Agur's Oracle Distinguishes the Wise from Fools
True wisdom begins with humility before God’s revelation.
Proverbs 30:1 (BSB)
1 These are the words of Agur son of Jakeh—the burden that this man declared to Ithiel: “I am weary, O God, and worn out.
What is the big idea of Proverbs 30:1?
True wisdom begins with humility before God’s revelation.
How does Proverbs 30:1 point to Christ?
Proverbs 30:1 introduces a wisdom teacher who acknowledges human limitation. In the gospel, Christ is revealed as the ultimate wisdom of God, providing the truth that human understanding alone cannot attain.
How does Proverbs 30:1 relate to the life and ministry of Jesus?

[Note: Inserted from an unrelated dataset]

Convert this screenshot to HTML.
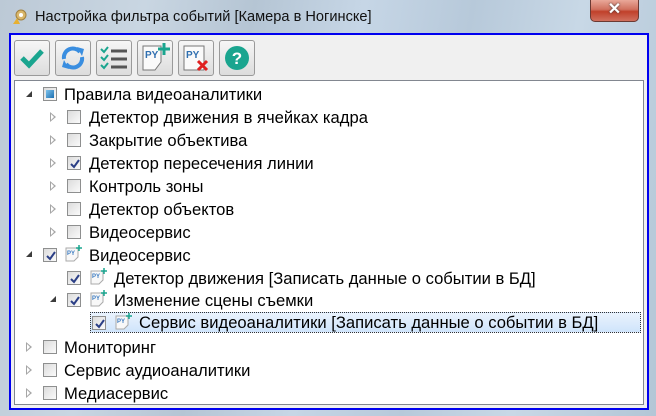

Jesus is greater than Solomon and greater than every wisdom teacher. Agur’s humble oracle points forward by contrast and anticipation to the One in whom all the treasures of wisdom and knowledge are hidden. Where Agur confesses limitation, Christ speaks as the Son who knows the Father perfectly and reveals Him. Where Agur asks who has ascended to heaven and come down, the gospel declares that the Son of Man has come from heaven and makes God known. Proverbs 30 begins with a humble human voice searching under God’s word; Christ is the incarnate Word who answers the deepest questions of wisdom, revelation, and divine knowledge.
Authorial Intent
To introduce the sayings of Agur and frame the wisdom that follows with a posture of humility and dependence on divine revelation.
Literary Context
Proverbs 30:1 opens a distinct unit after the conclusion of Proverbs 29 and before the words of King Lemuel in Proverbs 31. Proverbs 25-29 contained sayings of Solomon copied by Hezekiah’s men. Proverbs 30 introduces 'the sayings of Agur son of Jakeh,' and Proverbs 31 introduces 'the sayings of King Lemuel.' The transition is significant because the book widens its wisdom witness beyond the main Solomonic collections. Agur’s sayings begin with an oracle-like superscription and then immediately move into humility before divine knowledge. This opening prepares the reader to hear Proverbs 30 as a meditation on the limits of human wisdom and the necessity of receiving God’s word.
Historical Context
Proverbs 30 introduces Agur son of Jakeh, a figure otherwise unknown from the Old Testament. The title marks a new collection after the Hezekian Solomonic sayings. The exact identity of Agur, Jakeh, Ithiel, and Ukal is debated, and the location or social setting of Agur is uncertain. The safest reading is to treat the verse as a canonical superscription naming the source or speaker of the sayings that follow, while recognizing that the chapter’s authority rests in its inclusion in Scripture and its harmony with the fear-of-the-LORD wisdom tradition.
Chapter: Proverbs 30
The Sayings of Agur: Humility, the Word of God, Contentment, Wonder, and the Limits of Human Wisdom
Wisdom begins with humble confession before the Holy One, trusts the flawless word of God, prays for truthful contentment, learns from creation, rejects arrogance and greed, and restrains self-exalting speech before it produces strife.